Big surprise: Apple has just filed its formal request to the Supreme Court to reconsider its circuit and appeals court defeats. In the lawsuit, the Department of Justice accused the company of orchestrating the publishers’ campaign to fix prices. Apple doesn’t like that very much.
As far as the rationale goes, there’s not a whole lot that’s new there since we reported on Apple’s request for more time to file its request. Apple already stated the tack it was going to take in the appeal—claiming that there was a “circuit split” between the appeals court decision in its case and a decision in another case involving a manufacturer’s agency deal with retailers.
The lower courts said that the kind of price-fixing Apple and the publishers did is “per se illegal”—that is to say, it’s so blatantly illegal on the face of it that they don’t need to consider any potentially mitigating factors such as why Apple did it (in what’s called a “rule of reason” analysis). Apple argues that the other court said this particular kind of case has to consider those factors, so would the nine Justices kindly take a look at this case and iron out the differences?
Whether SCOTUS is likely to take the case is still a toss-up. It seems unlikely, but if they do, it could mean that a number of Justices are interested in making new law and hence be good for Apple. That being said, as The Digital Reader points out, the most likely outcome on an argument over a minor point of law like this is that SCOTUS asks Judge Cote for a formal rule of reason analysis (which she already did in capsule form as part of her original decision and found Apple failed that, too), and then that gets appealed up to the Supreme Court, and Apple’s lawyers enjoy job security for a couple more years.

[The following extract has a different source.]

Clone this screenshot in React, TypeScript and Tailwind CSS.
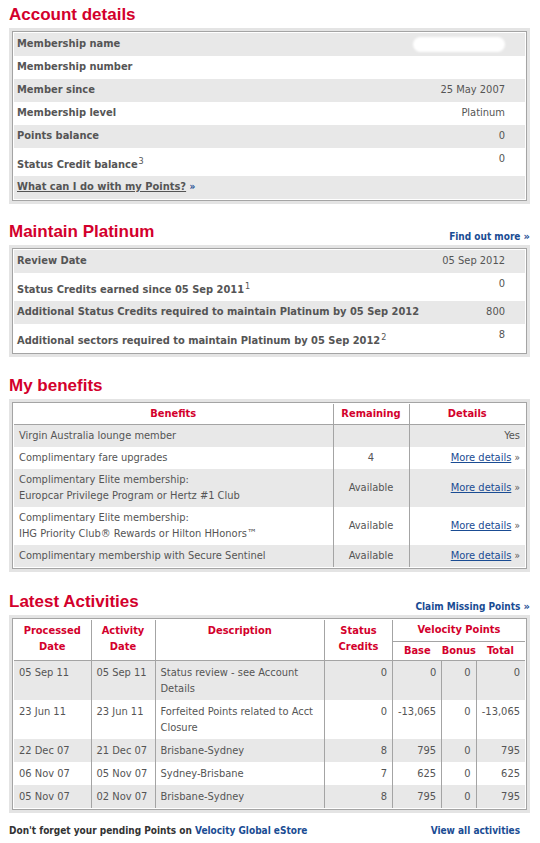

Meanwhile, it took a few years to run out the clock on the publisher consent decrees that limited the kinds of contract they could make with Amazon and other retailers, but in the end, the Big Five publishers have gotten the agency pricing they wanted, and they’re cheerfully stifling reader demand with higher prices for their e-books as self-publishers proceed to make hay. The most we’re going to get out of this case even given the most positive possible outcome is a few bucks each of consumer credit at various e-book stores, and perhaps a little more schadenfreude at Apple’s black eye.